Valuation lag: Valuers may take some time to catch up with the increased activity. If an investor secures a property at the peak of the January rush, there is a risk that the professional valuation for mortgage purposes may not reflect a rapidly shifting sentiment, leading to a potential down-valuation.
Practical Steps for Investors in 2025
To benefit from the impact of seasonal advertising, investors should have their groundwork completed well before the adverts air. This proactive approach ensures that when the leads begin to flow, the investor is in a position to execute.
- Secure Finance in Advance: Having a Mortgage in Principle or proof of cash funds ready in December allows an investor to move faster than the general public who may only start their financial planning in mid-January.
- Refine Search Criteria: Specificity is key. Use the filtering tools on portals to identify properties that have been listed for more than 90 days. These vendors may be feeling the pressure of new competition coming onto the market and may be more flexible on price.
- Build Relationships with Agents: Estate agents will be busier than usual in early 2025. Investors who have established rapport with local branches in late 2024 are more likely to be notified of new instructions before they are even uploaded to the portals.
- Monitor Local Trends: National TV advertising creates a general lift, but property is inherently local.
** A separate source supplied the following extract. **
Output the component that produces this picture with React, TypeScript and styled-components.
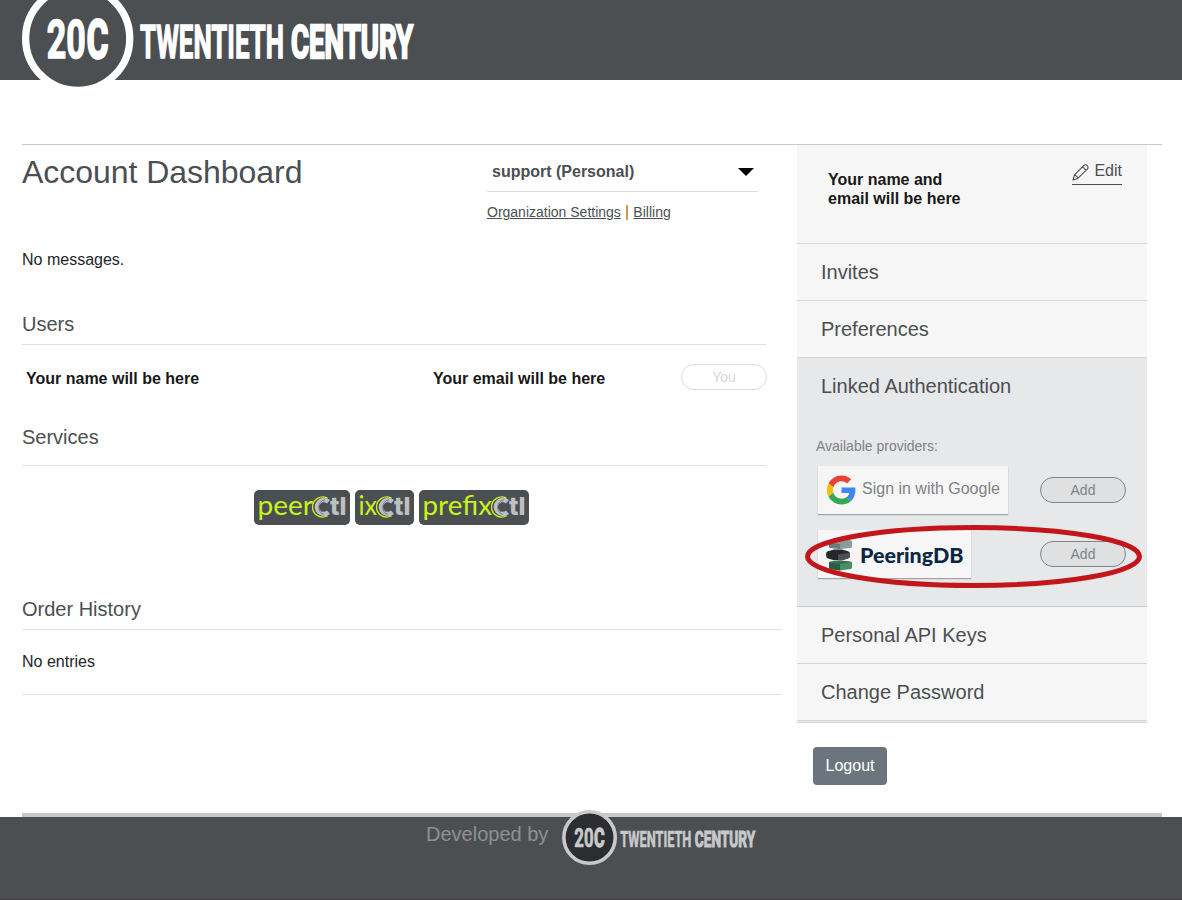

An investor should track the specific postcodes they are interested in to see if the national surge in activity is reflected in local supply and demand.
In summary, while property portal advertising in late 2024 acts as a powerful engine for market visibility, the investors who succeed in early 2025 will be those who maintain a disciplined, data-led approach. By understanding that increased noise in the market requires sharper focus and faster execution, investors can navigate the high-volume start to the year effectively.